Alexis Ohanian Teams Up with Fellow ’Hoo to Surprise Wife Serena Williams

Billboards with baby and mom that when all together read: Greatest momma of all time Serena Williams G.M.O.A.T - Alexis Jr and Sr

Ohanian used AdQuick, a startup founded by Darden alumnus Matt O’Connor to purchase four billboards proclaiming wife Serena Williams the “Greatest Momma of All Time.”

Alexis Ohanian is making a solid case for Husband of the Year, and he has a fellow University of Virginia graduate to thank for it.

The Reddit and Initialized Capital co-founder, who started the successful website during his final year at UVA in 2005, unveiled four billboards on Tuesday celebrating his wife, tennis great Serena Williams, as she returns to the court after the birth of their first child, Alexis Olympia Ohanian Jr., in September.

Alexis Ohanian sitting at a table working on a laptop

Alexis Ohanian co-founded Reddit before he graduated from UVA in 2005. (Photo: Chuck Revell)

As any new mother knows, going back to work after having a baby can be emotional and difficult, even if you happen to be one of the greatest tennis players of all time. Ohanian wanted to surprise Williams with a message that might make that transition a little easier.

He used four billboards, all lining the California highway that Williams will drive to her first tournament in early March, to tell her in no uncertain terms that he and Alexis Jr. believe one of the greatest tennis players of all time is also the “Greatest Momma of All Time (G.M.O.A.T.)”

To bring his message to life, Ohanian relied on fellow UVA alumnus Matt O’Connor. The 2013 Darden School of Business graduate is the co-founder and CEO of AdQuick, a startup connecting buyers and sellers of billboards and other outdoor advertising space. Initialized Capital, the venture capital firm that Ohanian co-founded, is one of the startup’s investors.

“Initialized was the first investor in AdQuick. Like any good investor, I've been looking for an opportunity to use the product as a customer,” Ohanian said. “I was trying to come up with a reason to buy a billboard and it dawned on me that telling my wife she was the G.M.O.A.T (Greatest Mother of All Time) on her return to would be a pretty good reason.”

Ohanian said he was very satisfied with how the investment performed.

“I used the website to set up the campaign, just like any other customer,” he said. “They have a beautiful interface for making the process of buying outdoor ads simple.”

O’Connor started AdQuick after experiencing firsthand the frustrations of purchasing a billboard when he was trying to advertise a previous startup.

“It was a bizarrely opaque process with no single place to go,” he explained in our previous story on the company. “It was a really, really frustrating experience.”

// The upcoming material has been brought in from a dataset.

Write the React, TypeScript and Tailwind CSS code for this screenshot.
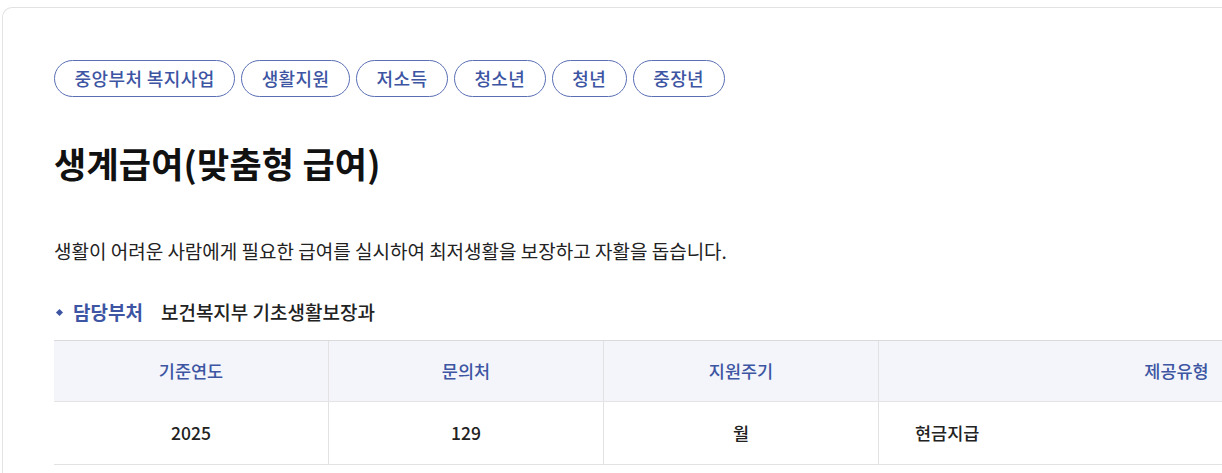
import React from "react";

const tags = ["중앙부처 복지사업", "생활지원", "저소득", "청소년", "청년", "중장년"];

export default function App() {
  return (
    <div
      className="w-[1222px] h-[473px] overflow-hidden bg-white"
      style={{ fontFamily: '"Noto Sans CJK KR", "Noto Sans", sans-serif' }}
    >
      <div className="mt-[7px] ml-[2px] w-[1500px] h-[600px] border-t border-l border-[#e2e2e2] rounded-tl-[10px] pl-[51px] pt-[52px]">
        <div className="flex gap-[6px]">
          {tags.map((t) => (
            <span
              key={t}
              className="h-[37px] flex items-center px-[19.5px] rounded-full border border-[#5a6fb4] text-[18px] font-medium text-[#3d55a3] tracking-[0.4px]"
            >
              {t}
            </span>
          ))}
        </div>
        <h1 className="mt-[44px] h-[44px] flex items-center text-[35px] font-bold text-[#111] tracking-[0.2px]">
          생계급여(맞춤형 급여)
        </h1>
        <p className="mt-[53px] h-[27px] flex items-center text-[19px] text-[#222]">
          생활이 어려운 사람에게 필요한 급여를 실시하여 최저생활을 보장하고 자활을 돕습니다.
        </p>
        <div className="mt-[34px] h-[27px] flex items-center text-[19px]">
          <span className="w-[5px] h-[5px] bg-[#3d55a3] rotate-45 ml-[3px] mr-[11px]" />
          <span className="font-bold text-[#3d55a3]">담당부처</span>
          <span className="ml-[18px] font-medium text-[#222]">보건복지부 기초생활보장과</span>
        </div>
        <div className="mt-[14px] w-[1420px] border-t border-[#dadada]">
          <div className="flex h-[61px] bg-[#f3f5fa] border-b border-[#e4e4e4] text-[17.5px] font-medium text-[#3d55a3]">
            <div className="w-[274px] flex items-center justify-center">기준연도</div>
            <div className="w-[275px] flex items-center justify-center border-l border-[#e2e2e2]">문의처</div>
            <div className="w-[275px] flex items-center justify-center border-l border-[#e2e2e2]">지원주기</div>
            <div className="flex-1 flex items-center justify-center border-l border-[#e2e2e2]">제공유형</div>
          </div>
          <div className="flex h-[63px] border-b border-[#e2e2e2] text-[17.5px] font-medium text-[#222]">
            <div className="w-[274px] flex items-center justify-center">2025</div>
            <div className="w-[275px] flex items-center justify-center border-l border-[#e2e2e2]">129</div>
            <div className="w-[275px] flex items-center justify-center border-l border-[#e2e2e2]">월</div>
            <div className="flex-1 flex items-center pl-[36px] border-l border-[#e2e2e2]">현금지급</div>
          </div>
        </div>
      </div>
    </div>
  );
}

The Los Angeles-based company functions like a travel search engine, allowing buyers to see all available billboard space in a particular geographic area, complete with detailed metrics on the number and demographic characteristics of viewers likely to see the ad.

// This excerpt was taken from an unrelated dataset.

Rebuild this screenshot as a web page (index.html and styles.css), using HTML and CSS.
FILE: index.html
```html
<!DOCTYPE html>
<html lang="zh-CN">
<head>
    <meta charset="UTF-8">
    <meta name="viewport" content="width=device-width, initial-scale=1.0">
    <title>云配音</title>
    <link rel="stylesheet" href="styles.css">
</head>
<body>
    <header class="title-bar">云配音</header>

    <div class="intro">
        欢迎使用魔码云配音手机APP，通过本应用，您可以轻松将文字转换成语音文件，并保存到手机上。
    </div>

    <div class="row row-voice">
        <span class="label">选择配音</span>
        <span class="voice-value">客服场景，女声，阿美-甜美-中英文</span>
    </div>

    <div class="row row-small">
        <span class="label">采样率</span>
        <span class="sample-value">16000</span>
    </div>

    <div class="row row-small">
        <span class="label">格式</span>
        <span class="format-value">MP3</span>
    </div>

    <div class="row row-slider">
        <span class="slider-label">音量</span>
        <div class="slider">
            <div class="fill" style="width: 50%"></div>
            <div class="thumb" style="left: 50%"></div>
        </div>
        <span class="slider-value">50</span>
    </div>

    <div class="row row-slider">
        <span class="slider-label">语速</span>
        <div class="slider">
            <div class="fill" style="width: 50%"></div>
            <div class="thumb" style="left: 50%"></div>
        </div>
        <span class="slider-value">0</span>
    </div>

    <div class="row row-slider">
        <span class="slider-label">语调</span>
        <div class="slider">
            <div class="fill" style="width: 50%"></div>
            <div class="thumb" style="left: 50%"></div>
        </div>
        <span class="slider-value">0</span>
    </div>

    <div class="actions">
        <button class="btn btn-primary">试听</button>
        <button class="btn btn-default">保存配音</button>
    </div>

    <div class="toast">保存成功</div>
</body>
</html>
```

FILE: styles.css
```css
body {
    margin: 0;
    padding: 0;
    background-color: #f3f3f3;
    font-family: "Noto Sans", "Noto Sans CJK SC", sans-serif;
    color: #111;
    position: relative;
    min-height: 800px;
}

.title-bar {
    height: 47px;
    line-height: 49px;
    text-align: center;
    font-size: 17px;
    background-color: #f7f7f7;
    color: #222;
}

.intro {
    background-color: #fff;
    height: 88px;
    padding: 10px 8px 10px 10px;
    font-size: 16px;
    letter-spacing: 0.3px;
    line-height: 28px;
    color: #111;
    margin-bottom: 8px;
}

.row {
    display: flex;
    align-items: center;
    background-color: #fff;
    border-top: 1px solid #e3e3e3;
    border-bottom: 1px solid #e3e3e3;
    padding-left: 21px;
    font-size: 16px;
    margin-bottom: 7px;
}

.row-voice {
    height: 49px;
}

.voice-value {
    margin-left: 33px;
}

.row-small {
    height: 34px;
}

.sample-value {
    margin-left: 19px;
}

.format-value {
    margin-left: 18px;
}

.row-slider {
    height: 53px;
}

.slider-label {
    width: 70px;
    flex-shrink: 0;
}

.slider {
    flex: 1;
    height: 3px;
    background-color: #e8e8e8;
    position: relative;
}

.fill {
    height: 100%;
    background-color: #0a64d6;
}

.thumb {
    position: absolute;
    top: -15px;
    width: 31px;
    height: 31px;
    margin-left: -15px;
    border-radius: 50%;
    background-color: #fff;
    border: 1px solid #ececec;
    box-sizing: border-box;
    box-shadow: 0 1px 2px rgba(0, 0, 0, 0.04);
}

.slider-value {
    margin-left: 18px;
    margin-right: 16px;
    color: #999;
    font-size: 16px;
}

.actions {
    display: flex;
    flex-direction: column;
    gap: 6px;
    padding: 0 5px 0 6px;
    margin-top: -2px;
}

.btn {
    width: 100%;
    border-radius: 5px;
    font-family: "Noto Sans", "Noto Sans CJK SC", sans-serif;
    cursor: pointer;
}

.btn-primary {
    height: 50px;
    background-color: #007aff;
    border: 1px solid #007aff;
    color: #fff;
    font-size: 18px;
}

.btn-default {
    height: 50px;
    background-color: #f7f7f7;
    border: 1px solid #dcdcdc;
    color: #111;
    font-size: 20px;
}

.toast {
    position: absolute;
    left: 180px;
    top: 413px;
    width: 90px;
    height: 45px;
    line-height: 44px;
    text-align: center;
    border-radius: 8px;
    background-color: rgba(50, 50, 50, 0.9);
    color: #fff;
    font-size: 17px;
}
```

Beyond those initial metrics, AdQuick can also measure how well a particular campaign works, even developing custom methods like geo-located surveys, online ad tracking, social media and other technology to measure the percentage of viewers that become customers.

“We have seven or eight different kinds of data integrations that allow us to tell marketers how well their campaign actually works,” O’Connor said. “And because more and more data is being created in the real world, it’s become a more and more measurable medium.”

The venture gained Ohanian’s confidence long before he used it to send a message to his wife. Upon hearing about it last year, Ohanian met with O’Connor and co-founders Fahim Ferdous, Stephen Wegner and Connor Burden, and encouraged his team at Initialized Capital to contribute to the $1.1 million in seed funding AdQuick eventually received.

In a blog post at the time, Ohanian said the concept “resonated with me immediately” because of the quality of its software and its potential to actually disrupt the billboard advertising industry, instead of just promising to do so.

“We’ve seen pitches for this business for almost a decade, but this was easily the most impressive technical execution and at a remarkably early stage,” Ohanian wrote.

Despite AdQuick’s sophisticated data collection, however, there is no word yet on the metrics generated by Ohanian’s big romantic gesture. However, we’re betting that at least one audience member – the one Ohanian cares most about – is pretty thrilled.